The Twitter Discourse on Waterborne Paint
Spend any time in automotive forums or social media and you'll find vocal critics of waterborne paint. The complaints get repeated so often they take on the weight of common knowledge: "It's less durable." "It doesn't last in heat." "Solvent paint is what professionals use." "It's a marketing scam." Most of these claims have a kernel of truth from 2008-era waterborne paint and zero relevance to 2025-era waterborne paint.
Here are the six most common myths and what the actual data says.
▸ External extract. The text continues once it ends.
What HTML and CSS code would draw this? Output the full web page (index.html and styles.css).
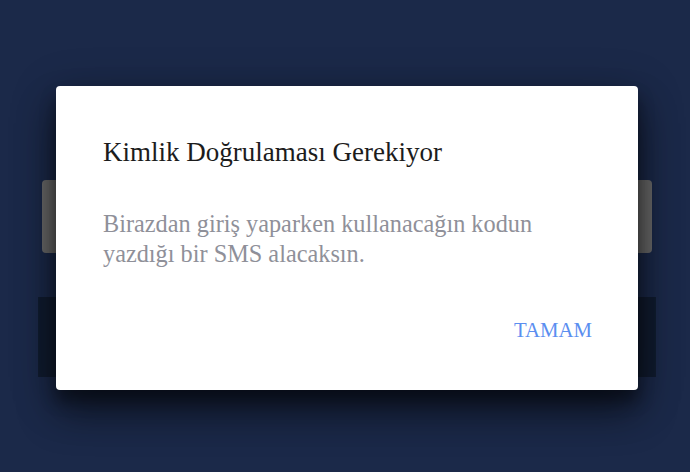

Myth 1: 'Waterborne paint isn't as durable as solvent.'
Origin: True for early-generation waterborne paints (2005-2010). Those formulations had inconsistent flex, weaker UV resistance, and sometimes peeled.
Reality today: Modern waterborne basecoats like PPG Envirobase High Performance use latex-based binders that stay flexible for 10+ years. Independent testing (PPG's own and third-party labs) shows equal or superior chip resistance, UV stability, and gloss retention versus solvent. The factories that build your car (Nissan Smyrna, Kia West Point, Jeep Toledo) all use waterborne — they wouldn't if it were less durable.
Myth 2: 'Waterborne paint can't handle hot climates.'
Origin: Confusion with the application process. Waterborne paint requires controlled humidity during application — if applied wrong in high humidity, it cures incorrectly.
Reality today: Once cured, waterborne paint handles heat better than solvent. Sonoma County's 175°F hood temperatures and 90°F daily swings stress paint in two ways: pigment fading and binder embrittlement. Waterborne resists both. Tested at Phoenix factory facilities (where summer ambient hits 115°F+), waterborne outperforms solvent on long-term durability.
Myth 3: 'Real professionals only use solvent.'
Origin: Painter pride. Many career painters trained on solvent and resisted retraining.
Reality today: The list of OEMs using waterborne at the factory is essentially every major automaker — Nissan, Toyota, Honda, Kia, Hyundai, Stellantis (Jeep, Chrysler, Dodge, Ram), Tesla, Ford, GM, BMW, Mercedes-Benz. The "real professionals" are the engineers at those companies. Independent shops still using solvent are typically lagging the industry by 10-15 years.
Myth 4: 'Waterborne is just a marketing scam to charge more.'
Origin: Waterborne does cost more — about 2x per gallon for materials.
Reality today: The cost difference reflects real value. Waterborne lasts 5-10x longer (10+ years vs 1-3 years for cheap solvent), reduces VOC emissions ~80%, and matches factory finishes more accurately. The "scam" framing ignores that California's Air Resources Board has been progressively restricting solvent use specifically because of the documented environmental damage. The transition isn't a marketing gimmick — it's regulatory and quality-driven.
Myth 5: 'You can't repair waterborne with solvent or vice versa.'
Origin: Partially true if done wrong. Mixing chemistries between basecoat and clear coat layers can cause adhesion failures.
Reality today: Modern waterborne basecoats are designed to work with both 2K acrylic urethane clear coats (originally for solvent systems) and waterborne-specific clears. The same shop, equipment, and painter can handle both. The trick is following the correct application procedure for each — which a properly trained technician does automatically.
Myth 6: 'Waterborne fades faster in the sun.'
Origin: The opposite is true today, but consistent UV testing only became standard around 2012.
Reality today: Waterborne pigments are formulated with UV-blocking molecular structures. PPG D8115 clear coat (paired with Envirobase) contains hindered amine light stabilizers (HALS) that absorb UV before it reaches the pigment. Real-world Sonoma data: 8+ year old waterborne paint jobs show negligible fade; same-age cheap solvent paint jobs show heavy fade in reds, oranges, and yellows.
The Honest Drawbacks of Waterborne
Not everything about waterborne is better:
- Application requires controlled humidity. Old-school open-bay solvent shops often can't apply waterborne correctly without booth upgrades.
- Drying time is humidity-dependent. Hot dry days = fast flash. Wet humid days = longer waits.
- Material cost is roughly 2x solvent. Reflected in shop pricing (~10-15% premium on the paint job).
- Painter retraining required. A solvent-trained painter doesn't automatically do good waterborne work.
For consumers, none of these matter. For shops, they're the real reason some haven't transitioned — not durability, but the capital cost of upgrading equipment and retraining staff.